The container 1 includes a storage chamber 5, 6, 7 for the reception of a filler material 8, 9, 15 and includes a neck 2 which contains a discharge passage 11, 12 for the filler material 8, 9, 15 so that the filler material 8, 9, 15 can be dispensed from the storage chamber 5, 6, 7 through the discharge passage 11, 12. The filler material 8, 9, 15 is discharged through a discharge opening 16, 17 arranged at the end of the discharge passage 11, 12. The neck has a longitudinal axis 60. In FIG. 6, the longitudinal axis of the neck coincides with the longitudinal axis of the shock absorbing element 20. The neck 2 is surrounded by the shock absorbing element 20 such that the shock absorbing element 20 has a first end 21 which is connected to the neck 2 and has a second end 22 and the jacket 23 which extends between the first end 21 and the second end 22, with the jacket 23 and the second end 22 being arranged at a spacing from the neck 2.

The second end 22 advantageously projects over the neck 2 so that on an impact only a contact with the shock absorbing element 20 occurs, but the neck located thereunder remains intact.

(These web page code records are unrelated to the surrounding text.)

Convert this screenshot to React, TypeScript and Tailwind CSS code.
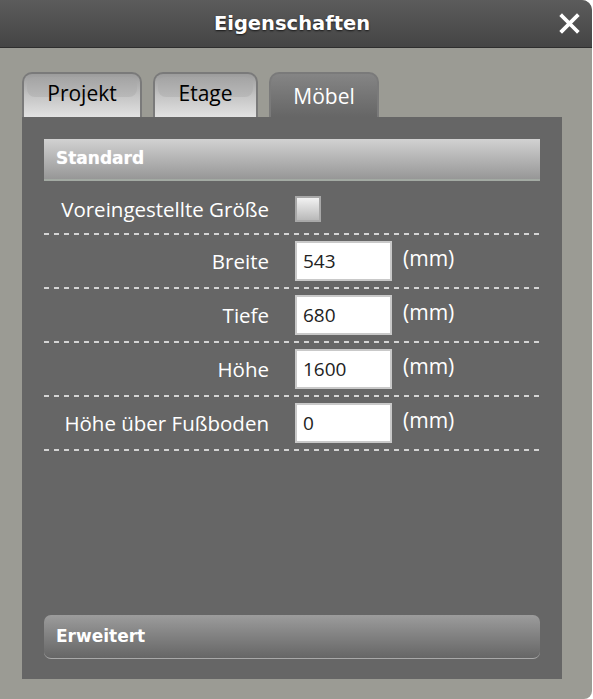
import React from 'react';

const rows = [
  { label: 'Breite', value: '543' },
  { label: 'Tiefe', value: '680' },
  { label: 'Höhe', value: '1600' },
  { label: 'Höhe über Fußboden', value: '0' },
];

function Dashed() {
  return <div className="h-[2px] w-full bg-[repeating-linear-gradient(to_right,#d4d4d4_0_5px,transparent_5px_10px)]" />;
}

function Tab({ label, active, width }: { label: string; active?: boolean; width: string }) {
  if (active) {
    return (
      <div className={`${width} h-[45px] rounded-t-[10px] border-2 border-b-0 border-[#7a7a7a] bg-gradient-to-b from-[#858585] to-[#666666] flex items-center justify-center pt-[2px] text-white text-[21px]`}>
        {label}
      </div>
    );
  }
  return (
    <div className={`${width} relative h-[45px] rounded-t-[10px] border-2 border-b-0 border-[#7a7a7a] bg-gradient-to-b from-[#9c9c9c] via-[#c4c4c4] to-[#e2e2e2] flex items-center justify-center pb-[3px] text-black text-[21px] before:absolute before:left-[3px] before:right-[3px] before:top-[3px] before:h-[20px] before:rounded-[8px] before:bg-gradient-to-b before:from-[#a4a4a4] before:to-[#b9b9b9]`}>
      <span className="relative">{label}</span>
    </div>
  );
}

export default function App() {
  return (
    <div className="w-[593px] h-[699px] bg-white font-['Open_Sans',sans-serif]">
      <div className="w-[592px] h-[699px] rounded-tr-[10px] rounded-br-[8px] bg-[#9b9b94] flex flex-col overflow-hidden">
        <header className="relative h-[48px] shrink-0 bg-gradient-to-b from-[#5c5c5c] to-[#444444] border-b border-[#2e2e2e] flex items-center justify-center">
          <h1 className="font-['DejaVu_Sans',sans-serif] font-bold text-white text-[19.5px] pr-[8px] [text-shadow:0_1px_2px_rgba(0,0,0,0.7)]">
            Eigenschaften
          </h1>
          <svg className="absolute right-[12px] top-[13px]" width="21" height="21" viewBox="0 0 21 21">
            <path d="M3 3 L18 18 M18 3 L3 18" stroke="#ffffff" strokeWidth="3.8" strokeLinecap="square" />
          </svg>
        </header>

        <div className="flex-1 flex flex-col pl-[22px] pr-[30px] pt-[24px] pb-[20px]">
          <div className="flex items-end gap-[11px]">
            <Tab label="Projekt" width="w-[120px]" />
            <Tab label="Etage" width="w-[105px]" />
            <Tab label="Möbel" width="w-[110px]" active />
          </div>

          <div className="flex-1 bg-[#666666] flex flex-col px-[22px] pt-[22px] pb-[20px]">
            <div className="h-[42px] bg-gradient-to-b from-[#d2d2d2] to-[#979797] border-b-2 border-[#a3aaa3] flex items-center px-[12px]">
              <span className="font-['DejaVu_Sans',sans-serif] font-bold text-white text-[17px] [text-shadow:0_0_1px_rgba(255,255,255,0.6)]">Standard</span>
            </div>

            <div className="h-[52px] flex items-center pt-[4px]">
              <div className="w-[225px] text-right text-white text-[20.5px] whitespace-nowrap">Voreingestellte Größe</div>
              <div className="ml-[26px] w-[26px] h-[26px] border-2 border-[#a8a8a8] bg-gradient-to-b from-[#f2f2f2] to-[#b9b9b9]" />
            </div>
            <Dashed />

            {rows.map((r) => (
              <div key={r.label}>
                <div className="h-[52px] flex items-center">
                  <div className="w-[225px] text-right text-white text-[20.5px] whitespace-nowrap">{r.label}</div>
                  <div className="ml-[26px] w-[97px] h-[40px] bg-white border-2 border-[#c9c9c9] flex items-center px-[6px] text-[19px] text-[#222222]">
                    {r.value}
                  </div>
                  <div className="ml-[11px] text-white text-[21px] -mt-[5px]">(mm)</div>
                </div>
                <Dashed />
              </div>
            ))}

            <div className="flex-1" />

            <div className="h-[44px] rounded-[7px] bg-gradient-to-b from-[#9c9c9c] to-[#666666] border-b border-[#a8a8a8] flex items-center px-[12px]">
              <span className="font-['DejaVu_Sans',sans-serif] font-bold text-white text-[17px]">Erweitert</span>
            </div>
          </div>
        </div>
      </div>
    </div>
  );
}
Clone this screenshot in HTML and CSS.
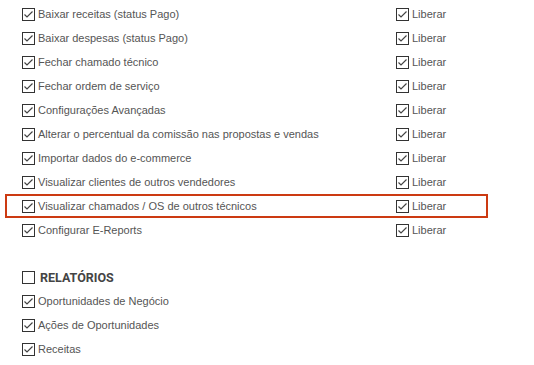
FILE: index.html
```html
<!DOCTYPE html>
<html lang="pt-BR">

<head>
    <meta charset="UTF-8">
    <title>Permissões</title>
    <link rel="stylesheet" href="styles.css">
</head>

<body>
    <section class="perms">
        <div class="perm-row">
            <label class="perm-name"><span class="chk on"></span>Baixar receitas (status Pago)</label>
            <label class="perm-free"><span class="chk on"></span>Liberar</label>
        </div>
        <div class="perm-row">
            <label class="perm-name"><span class="chk on"></span>Baixar despesas (status Pago)</label>
            <label class="perm-free"><span class="chk on"></span>Liberar</label>
        </div>
        <div class="perm-row">
            <label class="perm-name"><span class="chk on"></span>Fechar chamado técnico</label>
            <label class="perm-free"><span class="chk on"></span>Liberar</label>
        </div>
        <div class="perm-row">
            <label class="perm-name"><span class="chk on"></span>Fechar ordem de serviço</label>
            <label class="perm-free"><span class="chk on"></span>Liberar</label>
        </div>
        <div class="perm-row">
            <label class="perm-name"><span class="chk on"></span>Configurações Avançadas</label>
            <label class="perm-free"><span class="chk on"></span>Liberar</label>
        </div>
        <div class="perm-row">
            <label class="perm-name"><span class="chk on"></span>Alterar o percentual da comissão nas propostas e vendas</label>
            <label class="perm-free"><span class="chk on"></span>Liberar</label>
        </div>
        <div class="perm-row">
            <label class="perm-name"><span class="chk on"></span>Importar dados do e-commerce</label>
            <label class="perm-free"><span class="chk on"></span>Liberar</label>
        </div>
        <div class="perm-row">
            <label class="perm-name"><span class="chk on"></span>Visualizar clientes de outros vendedores</label>
            <label class="perm-free"><span class="chk on"></span>Liberar</label>
        </div>
        <div class="perm-row highlight">
            <label class="perm-name"><span class="chk on"></span>Visualizar chamados / OS de outros técnicos</label>
            <label class="perm-free"><span class="chk on"></span>Liberar</label>
        </div>
        <div class="perm-row">
            <label class="perm-name"><span class="chk on"></span>Configurar E-Reports</label>
            <label class="perm-free"><span class="chk on"></span>Liberar</label>
        </div>
    </section>

    <section class="perms group">
        <div class="perm-row">
            <label class="perm-title"><span class="chk"></span>RELATÓRIOS</label>
        </div>
        <div class="perm-row">
            <label class="perm-name"><span class="chk on"></span>Oportunidades de Negócio</label>
        </div>
        <div class="perm-row">
            <label class="perm-name"><span class="chk on"></span>Ações de Oportunidades</label>
        </div>
        <div class="perm-row">
            <label class="perm-name"><span class="chk on"></span>Receitas</label>
        </div>
    </section>
</body>

</html>
```

FILE: styles.css
```css
body {
    font-family: "Liberation Sans", Arial, sans-serif;
    font-size: 11px;
    color: #555;
    background: #fff;
    margin: 0;
    padding: 2px 0 0 0;
}

.perms {
    display: flex;
    flex-direction: column;
}

.perms.group {
    margin-top: 23px;
}

.perm-row {
    display: flex;
    align-items: center;
    box-sizing: border-box;
    width: 483px;
    height: 24px;
    margin-left: 5px;
    padding-left: 15px;
    border: 2px solid transparent;
}

.perm-row.highlight {
    border-color: #cc3a12;
}

.perm-name,
.perm-free,
.perm-title {
    display: flex;
    align-items: center;
}

.perm-name {
    width: 374px;
}

.perm-title {
    font-family: Roboto, "Liberation Sans", sans-serif;
    font-size: 12.5px;
    font-weight: bold;
    color: #444;
}

.perm-title .chk {
    margin-right: 5px;
}

.chk {
    display: inline-block;
    box-sizing: border-box;
    width: 13px;
    height: 13px;
    border: 1px solid #333;
    background: #fff;
    margin-right: 3px;
    flex-shrink: 0;
}

.chk.on {
    background: #fff url("data:image/svg+xml;utf8,<svg xmlns='http://www.w3.org/2000/svg' width='11' height='11'><polyline points='1.5,5.5 4,8 9.5,2.5' fill='none' stroke='%23444' stroke-width='1.2'/></svg>") no-repeat center;
}
```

An intermediate space 24 in which a housing element 25, for example a mixer housing 42, can be received is formed between the jacket 23 and the neck 2.

The neck 2 has a first tube piece 51 defining the first discharge passage 11 and having the first discharge opening 16 at one end 53 of the tube piece 51 and on the longitudinal axis 60 of the neck 2. The neck 2 also has a second tube piece 52 defining the second discharge passage 12 and having the second discharge opening 17 at one end 55 concentric to the first discharge opening 16.

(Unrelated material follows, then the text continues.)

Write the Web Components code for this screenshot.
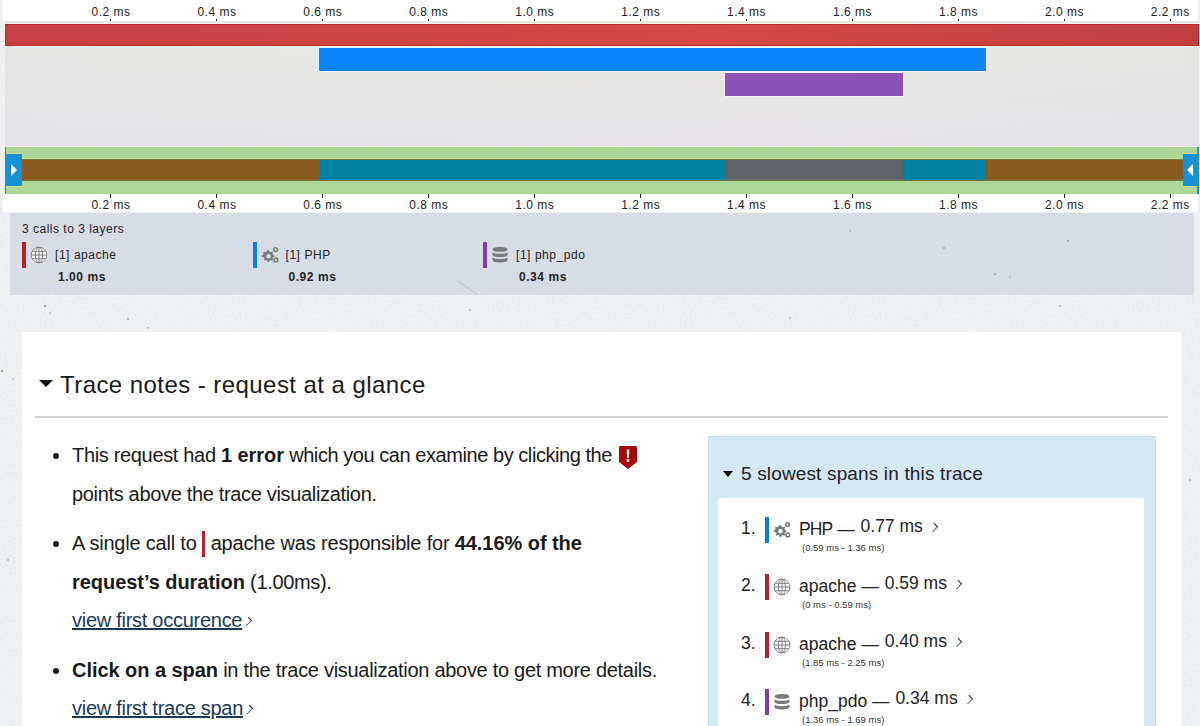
<!DOCTYPE html>
<html><head><meta charset="utf-8">
<style>
html,body{margin:0;padding:0;height:726px;overflow:hidden}
body{font-family:"Liberation Sans",Arial,sans-serif;color:#1a1a1a;
background-color:#f0f2f3;
background-image:url("data:image/svg+xml,%3Csvg xmlns='http://www.w3.org/2000/svg' width='1200' height='726'%3E%3Cfilter id='n'%3E%3CfeTurbulence type='fractalNoise' baseFrequency='.4' numOctaves='3' seed='7'/%3E%3CfeColorMatrix values='0 0 0 0 .6 0 0 0 0 .62 0 0 0 0 .63 0 0 0 .42 -.15'/%3E%3C/filter%3E%3Crect width='1200' height='726' filter='url(%23n)'/%3E%3Cg fill='%23a9adad'%3E%3Ccircle cx='45' cy='306' r='1.2'/%3E%3Ccircle cx='50' cy='313' r='.8'/%3E%3Ccircle cx='128' cy='319' r='1'/%3E%3Ccircle cx='148' cy='328' r='.9'/%3E%3Ccircle cx='2' cy='371' r='1.200'/%3E%3Ccircle cx='13' cy='379' r='.7'/%3E%3Ccircle cx='470' cy='310' r='.9'/%3E%3Ccircle cx='790' cy='318' r='.8'/%3E%3Ccircle cx='1060' cy='306' r='1'/%3E%3Ccircle cx='1190' cy='480' r='1'/%3E%3Ccircle cx='8' cy='560' r='.9'/%3E%3C/g%3E%3C/svg%3E");}
trace-app{display:block}
</style></head><body>
<trace-app></trace-app>
<script>
const def=(name,html)=>{customElements.define(name,class extends HTMLElement{
  constructor(){super();this.attachShadow({mode:'open'}).innerHTML=html;}
})};

/* icon */
customElements.define('layer-icon',class extends HTMLElement{
  connectedCallback(){
    const t=this.getAttribute('type'),s=this.getAttribute('size')||18;
    const icons={
globe:`<circle cx="9" cy="9" r="8.8" fill="#fff" opacity=".8"/><g fill="none" stroke="#808080" stroke-width="1"><circle cx="9" cy="9" r="7.9"/><ellipse cx="9" cy="9" rx="3.6" ry="7.900"/><path d="M9 1.100v15.800M1.100 9h15.800M2.300 5.300h13.400M2.300 12.700h13.400"/></g>`,
gears:`<g fill="#7a7a7a"><path fill-rule="evenodd" d="M7 4.200l1.300.2.4 1.300 1.200.5 1.200-.6 1 1-.6 1.200.5 1.200 1.300.4v1.500l-1.300.4-.5 1.200.6 1.200-1 1-1.200-.6-1.200.5-.4 1.300H6.700l-.4-1.300-1.200-.5-1.200.6-1-1 .6-1.200-.5-1.200L.7 11V9.500l1.300-.4.5-1.200-.6-1.200 1-1 1.200.6 1.200-.5.4-1.300zM7.500 8a2.300 2.300 0 100 4.600 2.300 2.300 0 000-4.600z"/></g><g fill="none" stroke="#7a7a7a" stroke-width="1.500"><circle cx="14.600" cy="3.600" r="1.900"/><circle cx="14.800" cy="14" r="1.900"/></g>`,
db:`<g fill="#7a7a7a"><path d="M1.500 3.400C1.500 1.900 4.800 1 9 1s7.500.9 7.500 2.400S13.200 5.800 9 5.800 1.500 4.900 1.500 3.400z"/><path d="M1.500 6.200c1.400 1.100 4.200 1.600 7.500 1.600s6.100-.5 7.500-1.600v2.500c0 1.400-3.300 2.400-7.500 2.400s-7.500-1-7.500-2.400z"/><path d="M1.500 11.400c1.400 1.100 4.200 1.600 7.500 1.600s6.100-.5 7.500-1.600v2.700c0 1.500-3.300 2.500-7.500 2.500s-7.500-1-7.500-2.500z"/></g>`};
    this.attachShadow({mode:'open'}).innerHTML=`<style>:host{display:inline-flex;width:${s}px;height:${s}px;flex:none}svg{width:100%;height:100%;display:block}</style><svg viewBox="0 0 18 18">${icons[t]}</svg>`;
  }
});

/* axis */
const labels=['0.2','0.4','0.6','0.8','1.0','1.2','1.4','1.6','1.8','2.0','2.2'];
def('time-axis',`<style>
:host{display:flex;box-sizing:border-box;background:#fff;height:var(--h,21px);margin:0 2px 0 3px;padding-left:55px;font-size:12px;color:#222;overflow:hidden}
.t{flex:none;width:105.940px;display:flex;flex-direction:column;align-items:center}
.l{line-height:14px;white-space:nowrap;letter-spacing:.5px;margin-top:var(--top,5px)}
.k{width:1px;height:var(--k,2px);background:#222;order:var(--ko,1)}
</style>`+labels.map(l=>`<div class="t"><span class="k"></span><span class="l">${l} ms</span></div>`).join(''));

/* chart */
def('span-bar',`<style>:host{display:block;box-sizing:border-box;height:var(--hh,23px);margin-bottom:2px;margin-left:var(--x);width:var(--w);background:var(--g,var(--c));border:1px solid var(--b,var(--c));box-shadow:0 0 0 1px rgba(255,255,255,.4)}</style>`);

def('trace-chart',`<style>
:host{display:block;box-sizing:border-box;height:125px;margin:0 1px 0 5px;padding-top:3px;background:linear-gradient(180deg,rgba(230,232,226,.6) 0,rgba(228,226,232,.8) 100%),linear-gradient(90deg,#e4e5e3 0,#ede9e4 65%,#e2e2e1 100%)}
</style><slot></slot>`);

def('trace-minimap',`<style>
:host{display:flex;box-sizing:border-box;height:47px;margin:1px 1px 0 5px;background:#aed696;padding-top:12px;position:relative;border-left:1px solid #1b8fd0;border-right:2px solid #1b8fd0}
.row{display:flex;height:22px;width:100%;border-top:1px solid #6f7a3e;border-bottom:1px solid #6f7a3e;box-sizing:border-box;margin-left:15px;margin-right:12px;box-shadow:0 -1px 0 #d4dc94}
.s{height:100%;flex:none}
.h{position:absolute;top:7px;width:16px;height:32px;background:#1890d4;display:flex;align-items:center;justify-content:center;box-shadow:0 1px 0 #d4dc94,0 -1px 0 #d4dc94}
.h.l{left:0}.h.r{right:0;width:14px}
.h i{width:0;height:0;border-style:solid;border-width:6px 0 6px 6px;border-color:transparent transparent transparent #fff}
.h.r i{border-width:6px 6px 6px 0;border-color:transparent #fff transparent transparent}
</style>
<div class="h l"><i></i></div>
<div class="row">
<div class="s" style="width:298px;background:#8a5b20"></div>
<div class="s" style="width:406px;background:#0083a3"></div>
<div class="s" style="width:178px;background:#606368"></div>
<div class="s" style="width:83px;background:#0083a3"></div>
<div class="s" style="flex:1;background:#8a5b20"></div>
</div>
<div class="h r"><i></i></div>`);

/* legend */
def('layer-legend',`<style>
:host{display:block;box-sizing:border-box;height:82px;margin:1px 6px 0 10px;background-color:#d8dde6;padding:9px 12px 0;font-size:12px;color:#222;
background-image:url("data:image/svg+xml,%3Csvg xmlns='http://www.w3.org/2000/svg' width='1184' height='82'%3E%3Cfilter id='n'%3E%3CfeTurbulence type='fractalNoise' baseFrequency='.5' numOctaves='3' seed='3'/%3E%3CfeColorMatrix values='0 0 0 0 .6 0 0 0 0 .63 0 0 0 0 .68 0 0 0 .5 -.18'/%3E%3C/filter%3E%3Crect width='1184' height='82' filter='url(%23n)'/%3E%3Cg fill='%23a0a4ac'%3E%3Ccircle cx='1058' cy='28' r='1'/%3E%3Ccircle cx='934' cy='35' r='1'/%3E%3Ccircle cx='985' cy='61' r='1'/%3E%3Ccircle cx='1000' cy='64' r='.8'/%3E%3Ccircle cx='840' cy='18' r='.8'/%3E%3C/g%3E%3Cpath d='M448 68l20 14' stroke='%23b4b8c0' stroke-width='.8'/%3E%3C/svg%3E")}
.h{line-height:14px;letter-spacing:.5px}
.r{display:flex;margin-top:6px}
</style><div class="h">3 calls to 3 layers</div><div class="r"><slot></slot></div>`);

customElements.define('legend-item',class extends HTMLElement{connectedCallback(){
 const g=n=>this.getAttribute(n);
 this.attachShadow({mode:'open'}).innerHTML=`<style>
:host{display:grid;grid-template-columns:4px auto 1fr;width:230.500px;font-size:12px;letter-spacing:.55px}
.b{width:4px;height:26px;background:${g('color')}}
layer-icon{margin:4px 0 0 4px}
.n{margin:0 0 0 7px;line-height:26px}
.t{grid-column:1/-1;font-weight:700;padding-left:36px;line-height:14px;margin-top:2px}
</style><span class="b"></span><layer-icon type="${g('icon')}" size="18"></layer-icon><span class="n">[1] ${g('name')}</span><span class="t">${g('time')}</span>`;
}});

/* slow spans */
customElements.define('span-row',class extends HTMLElement{connectedCallback(){
 const g=n=>this.getAttribute(n);
 this.attachShadow({mode:'open'}).innerHTML=`<style>
:host{display:grid;grid-template-columns:24px 4px 22px auto;height:57.300px;align-content:start;font-size:18px;color:#222}
.num{line-height:20px;font-size:17.500px;margin-top:1px}
.b{width:4px;height:26px;background:${g('color')}}
layer-icon{margin:4px 0 0 4px}
.m{padding-left:8px;white-space:nowrap;line-height:22px;font-size:17.500px;margin-top:-2px}
.m b{font-weight:400;position:relative;top:3px;margin-right:1px}
.m b span{letter-spacing:${g('ls')||0}px}
.c{display:inline-block;margin-left:2px;position:relative;top:-1px;width:6px;height:6px;border:solid #333;border-width:1.500px 1.500px 0 0;transform:rotate(45deg) scale(.8,1.100)}
.r{grid-column:4;grid-row:2;font-size:9.500px;line-height:10px;padding-left:11px;color:#333}
</style><span class="num">${g('n')}.</span><span class="b"></span><layer-icon type="${g('icon')}" size="18"></layer-icon><span class="m"><b><span>${g('name')}</span> —</b> ${g('time')} ms <i class="c"></i></span><span class="r">(${g('range')})</span>`;
}});

def('slow-spans',`<style>
:host{display:flex;flex-direction:column;box-sizing:border-box;width:448px;height:320px;background:#d4e9f4;border:1px solid #c4e0ef;border-bottom:0;padding:0 11px 0 9px;flex:none}
.h{display:flex;align-items:center;flex:none;height:61px;padding:13px 0 0 5px;box-sizing:border-box;font-size:19px;color:#222;letter-spacing:.15px;white-space:nowrap}
.a{width:0;height:0;border-style:solid;border-width:6px 5.500px 0;border-color:#111 transparent transparent;margin-right:8px}
.b{background:#fff;flex:1;padding:19px 0 0 23px}
</style><div class="h"><span class="a"></span>5 slowest spans in this trace</div><div class="b"><slot></slot></div>`);

def('note-link',`<style>:host{display:block;letter-spacing:-.27px}a{color:#1a3a5a;text-decoration:underline}.c{display:inline-block;margin-left:2px;position:relative;top:-2px;width:6px;height:6px;border:solid #333;border-width:1.500px 1.500px 0 0;transform:rotate(45deg) scale(.7,1.200)}</style><a><slot></slot></a><i class="c"></i>`);

def('trace-notes',`<style>
:host{display:block;box-sizing:border-box;margin:37px 19px 0 22px;height:400px;background:#fff;padding:0 13px}
.h{display:flex;align-items:center;height:86px;box-sizing:border-box;border-bottom:2px solid #cfcfcf;font-size:24px;color:#1a1a1a;padding:22px 0 0 4px;letter-spacing:.44px;white-space:nowrap}
.a{width:0;height:0;border-style:solid;border-width:7px 7px 0;border-color:#111 transparent transparent;margin:-4px 7px 0 0}
.body{display:flex;padding-top:18px;justify-content:space-between;padding-right:12px}
.l{flex:1}
</style><div class="h"><span class="a"></span>Trace notes - request at a glance</div>
<div class="body"><div class="l"><slot name="notes"></slot></div><slot name="side"></slot></div>`);

def('note-list',`<style>
:host{display:block;font-size:20px;line-height:38.500px;color:#1a1a1a;letter-spacing:-.33px}
ul{margin:0;padding:0 0 0 37px}
</style><ul><slot></slot></ul>`);

def('trace-app',`<style>:host{display:block}
.ind{display:inline-block;width:3px;height:26px;background:#b5232a;vertical-align:-7px;margin:0 6px 0 5px}
.err{display:inline-block;vertical-align:-7px;margin-left:7px}
b{font-weight:700;letter-spacing:-.05px}
li{margin-bottom:11px;white-space:nowrap}
</style>
<time-axis></time-axis>
<trace-chart>
<span-bar style="--hh:22px;--x:0;--w:1194px;--c:#cc4444;--b:#bf2a2a;--g:linear-gradient(90deg,#c64044 0,#d54a44 60%,#c03e42 100%)"></span-bar>
<span-bar style="--x:314px;--w:667px;--c:#0a84ff"></span-bar>
<span-bar style="--x:720px;--w:178px;--c:#8c52b8"></span-bar>
</trace-chart>
<trace-minimap></trace-minimap>
<time-axis style="--h:18px;--top:0px;--k:4px;--ko:-1"></time-axis>
<layer-legend>
<legend-item color="#b5232a" icon="globe" name="apache" time="1.00 ms"></legend-item>
<legend-item color="#0a7cf0" icon="gears" name="PHP" time="0.92 ms"></legend-item>
<legend-item color="#7d3fb0" icon="db" name="php_pdo" time="0.34 ms"></legend-item>
</layer-legend>
<trace-notes>
<note-list slot="notes">
<li>This request had <b>1 error</b> <span style="letter-spacing:-.44px">which you can examine by clicking the</span><svg class="err" width="18" height="23" viewBox="0 0 18 23"><path d="M1 0h16l1 1v15l-9 7-9-7V1z" fill="#a80808"/><path d="M7.600 3.500h2.800l-.5 8.500H8.100z" fill="#fff"/><rect x="7.700" y="13.300" width="2.600" height="2.600" fill="#fff"/></svg><br>points above the trace visualization.</li>
<li><span style="letter-spacing:-.2px">A single call to</span><span class="ind"></span><span style="letter-spacing:-.18px">apache was responsible for</span> <b>44.16% of the<br>request’s duration</b> (1.00ms).<note-link>view first occurence</note-link></li>
<li><b>Click on a span</b> <span style="letter-spacing:-.29px">in the trace visualization above to get more details.</span><note-link>view first trace span</note-link></li>
</note-list>
<slow-spans slot="side">
<span-row n="1" color="#0a7cf0" icon="gears" name="PHP" ls="-.9" time="0.77" range="0.59 ms - 1.36 ms"></span-row>
<span-row n="2" color="#b5232a" icon="globe" name="apache" time="0.59" range="0 ms - 0.59 ms"></span-row>
<span-row n="3" color="#b5232a" icon="globe" name="apache" time="0.40" range="1.85 ms - 2.25 ms"></span-row>
<span-row n="4" color="#7d3fb0" icon="db" name="php_pdo" time="0.34" range="1.36 ms - 1.69 ms"></span-row>
</slow-spans>
</trace-notes>`);
</script>
</body></html>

The neck 2 also has a collar 57 that is connected to the respective ends 54, 56 of the tube pieces 51, 52 and that forms the connection to the storage chamber 5 or the respective part chamber 6, 7. The first end 21 of the shock absorbing element 20 is also connected to the second tube piece 52 at the collar 57.

The respective discharge passage 11, 12 has an inner diameter, which is smaller than the inner diameter of the storage chamber 5 or the respective part chamber 6, 7, such that the neck 2 is surrounded by the shock absorbing element 20.

The neck can also be made up of a plurality of tubular stubs in accordance with an embodiment not shown graphically. A first and a second tubular stub are respectively provided for a two-component cartridge. Each of the first and second tubular stubs can have a first sealing element and a second sealing element for the reception of a respective first or second collection element. Each of the collection elements merges into a mixer which can be connected to the discharge passages of the cartridge via the collection element. Such cartridges are shown, for example, in EP 0 730 913.

The discharge passages can be arranged concentrically to one another; in this connection, the term coaxial outlet is frequently used. As is shown in FIG. 5, the discharge passage 11 is located within the discharge passage 12. The discharge passage 12 thus surrounds the discharge passage 11.

FIG. 7 is a section through the neck of the cartridge in accordance with FIG. 4 which is offset by 90° with respect to the section in accordance with FIG. 5 and contains the longitudinal axis of the neck 2. The shock absorbing element 20 is made in one piece with the neck 2. The neck 2 contains a first discharge passage 11 and a second discharge passage 12. The first discharge passage 11 opens into a first discharge opening 16 at the end of the passage 11; the second discharge passage 12 opens into a second discharge opening 17 at the end of the passage 12.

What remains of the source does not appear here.